EXERCISE PROMPT: Repeat all the material exactly; pictures stay out of your copy.

....

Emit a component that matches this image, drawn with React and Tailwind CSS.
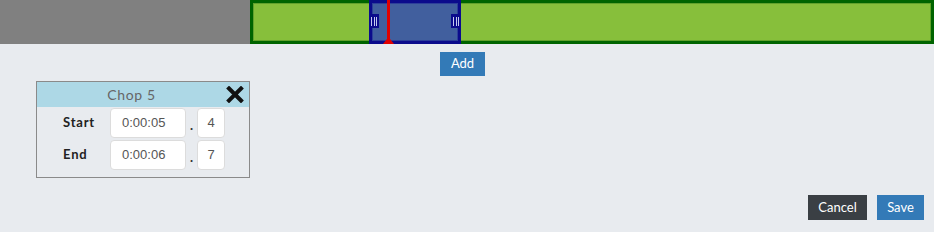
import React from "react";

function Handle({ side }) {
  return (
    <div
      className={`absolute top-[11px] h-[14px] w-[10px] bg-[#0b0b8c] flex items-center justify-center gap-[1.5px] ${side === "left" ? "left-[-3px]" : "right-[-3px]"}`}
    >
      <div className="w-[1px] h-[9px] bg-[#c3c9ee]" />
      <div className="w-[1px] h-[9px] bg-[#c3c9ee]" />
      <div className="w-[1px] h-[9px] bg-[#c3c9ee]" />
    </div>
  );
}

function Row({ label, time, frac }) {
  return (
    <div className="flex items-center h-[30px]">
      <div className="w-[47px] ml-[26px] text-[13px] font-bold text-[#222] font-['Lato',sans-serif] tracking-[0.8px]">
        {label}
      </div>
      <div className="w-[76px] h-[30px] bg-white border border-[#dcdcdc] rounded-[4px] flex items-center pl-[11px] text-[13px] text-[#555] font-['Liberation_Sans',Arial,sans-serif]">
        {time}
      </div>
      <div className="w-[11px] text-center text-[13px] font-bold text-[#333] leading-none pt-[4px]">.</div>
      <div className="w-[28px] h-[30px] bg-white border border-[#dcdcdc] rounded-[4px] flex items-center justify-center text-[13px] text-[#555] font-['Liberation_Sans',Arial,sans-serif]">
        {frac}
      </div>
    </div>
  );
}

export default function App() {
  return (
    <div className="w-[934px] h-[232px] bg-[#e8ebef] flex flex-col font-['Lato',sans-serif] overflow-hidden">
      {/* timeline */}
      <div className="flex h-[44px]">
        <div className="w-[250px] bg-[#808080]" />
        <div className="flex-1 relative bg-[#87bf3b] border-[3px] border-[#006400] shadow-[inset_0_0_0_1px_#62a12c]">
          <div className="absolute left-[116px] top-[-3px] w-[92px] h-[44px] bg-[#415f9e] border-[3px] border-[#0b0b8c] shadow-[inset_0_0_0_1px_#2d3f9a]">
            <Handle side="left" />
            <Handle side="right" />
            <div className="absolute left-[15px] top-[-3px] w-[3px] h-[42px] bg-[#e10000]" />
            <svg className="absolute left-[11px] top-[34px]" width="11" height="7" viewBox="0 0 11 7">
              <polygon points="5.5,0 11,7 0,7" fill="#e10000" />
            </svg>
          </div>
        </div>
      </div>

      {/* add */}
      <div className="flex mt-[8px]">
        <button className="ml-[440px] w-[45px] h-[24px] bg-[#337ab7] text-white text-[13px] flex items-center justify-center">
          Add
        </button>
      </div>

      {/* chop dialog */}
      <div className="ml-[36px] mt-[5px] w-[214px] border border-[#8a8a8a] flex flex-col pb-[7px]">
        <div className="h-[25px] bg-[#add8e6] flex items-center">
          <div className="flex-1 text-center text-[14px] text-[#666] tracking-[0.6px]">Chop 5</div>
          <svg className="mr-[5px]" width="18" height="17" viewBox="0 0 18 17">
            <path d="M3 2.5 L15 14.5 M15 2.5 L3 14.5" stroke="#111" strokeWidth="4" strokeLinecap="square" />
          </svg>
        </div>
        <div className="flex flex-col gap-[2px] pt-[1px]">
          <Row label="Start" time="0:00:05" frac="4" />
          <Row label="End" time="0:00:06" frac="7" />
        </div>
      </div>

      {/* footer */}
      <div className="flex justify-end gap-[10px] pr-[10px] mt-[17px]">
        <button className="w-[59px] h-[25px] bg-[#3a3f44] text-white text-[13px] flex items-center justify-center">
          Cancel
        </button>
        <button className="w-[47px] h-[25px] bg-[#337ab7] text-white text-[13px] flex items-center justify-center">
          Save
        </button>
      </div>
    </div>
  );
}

....

TASK OUTPUT:
Emit a component that matches this image, drawn with React and Tailwind CSS.
import React from "react";

function Handle({ side }) {
  return (
    <div
      className={`absolute top-[11px] h-[14px] w-[10px] bg-[#0b0b8c] flex items-center justify-center gap-[1.5px] ${side === "left" ? "left-[-3px]" : "right-[-3px]"}`}
    >
      <div className="w-[1px] h-[9px] bg-[#c3c9ee]" />
      <div className="w-[1px] h-[9px] bg-[#c3c9ee]" />
      <div className="w-[1px] h-[9px] bg-[#c3c9ee]" />
    </div>
  );
}

function Row({ label, time, frac }) {
  return (
    <div className="flex items-center h-[30px]">
      <div className="w-[47px] ml-[26px] text-[13px] font-bold text-[#222] font-['Lato',sans-serif] tracking-[0.8px]">
        {label}
      </div>
      <div className="w-[76px] h-[30px] bg-white border border-[#dcdcdc] rounded-[4px] flex items-center pl-[11px] text-[13px] text-[#555] font-['Liberation_Sans',Arial,sans-serif]">
        {time}
      </div>
      <div className="w-[11px] text-center text-[13px] font-bold text-[#333] leading-none pt-[4px]">.</div>
      <div className="w-[28px] h-[30px] bg-white border border-[#dcdcdc] rounded-[4px] flex items-center justify-center text-[13px] text-[#555] font-['Liberation_Sans',Arial,sans-serif]">
        {frac}
      </div>
    </div>
  );
}

export default function App() {
  return (
    <div className="w-[934px] h-[232px] bg-[#e8ebef] flex flex-col font-['Lato',sans-serif] overflow-hidden">
      {/* timeline */}
      <div className="flex h-[44px]">
        <div className="w-[250px] bg-[#808080]" />
        <div className="flex-1 relative bg-[#87bf3b] border-[3px] border-[#006400] shadow-[inset_0_0_0_1px_#62a12c]">
          <div className="absolute left-[116px] top-[-3px] w-[92px] h-[44px] bg-[#415f9e] border-[3px] border-[#0b0b8c] shadow-[inset_0_0_0_1px_#2d3f9a]">
            <Handle side="left" />
            <Handle side="right" />
            <div className="absolute left-[15px] top-[-3px] w-[3px] h-[42px] bg-[#e10000]" />
            <svg className="absolute left-[11px] top-[34px]" width="11" height="7" viewBox="0 0 11 7">
              <polygon points="5.5,0 11,7 0,7" fill="#e10000" />
            </svg>
          </div>
        </div>
      </div>

      {/* add */}
      <div className="flex mt-[8px]">
        <button className="ml-[440px] w-[45px] h-[24px] bg-[#337ab7] text-white text-[13px] flex items-center justify-center">
          Add
        </button>
      </div>

      {/* chop dialog */}
      <div className="ml-[36px] mt-[5px] w-[214px] border border-[#8a8a8a] flex flex-col pb-[7px]">
        <div className="h-[25px] bg-[#add8e6] flex items-center">
          <div className="flex-1 text-center text-[14px] text-[#666] tracking-[0.6px]">Chop 5</div>
          <svg className="mr-[5px]" width="18" height="17" viewBox="0 0 18 17">
            <path d="M3 2.5 L15 14.5 M15 2.5 L3 14.5" stroke="#111" strokeWidth="4" strokeLinecap="square" />
          </svg>
        </div>
        <div className="flex flex-col gap-[2px] pt-[1px]">
          <Row label="Start" time="0:00:05" frac="4" />
          <Row label="End" time="0:00:06" frac="7" />
        </div>
      </div>

      {/* footer */}
      <div className="flex justify-end gap-[10px] pr-[10px] mt-[17px]">
        <button className="w-[59px] h-[25px] bg-[#3a3f44] text-white text-[13px] flex items-center justify-center">
          Cancel
        </button>
        <button className="w-[47px] h-[25px] bg-[#337ab7] text-white text-[13px] flex items-center justify-center">
          Save
        </button>
      </div>
    </div>
  );
}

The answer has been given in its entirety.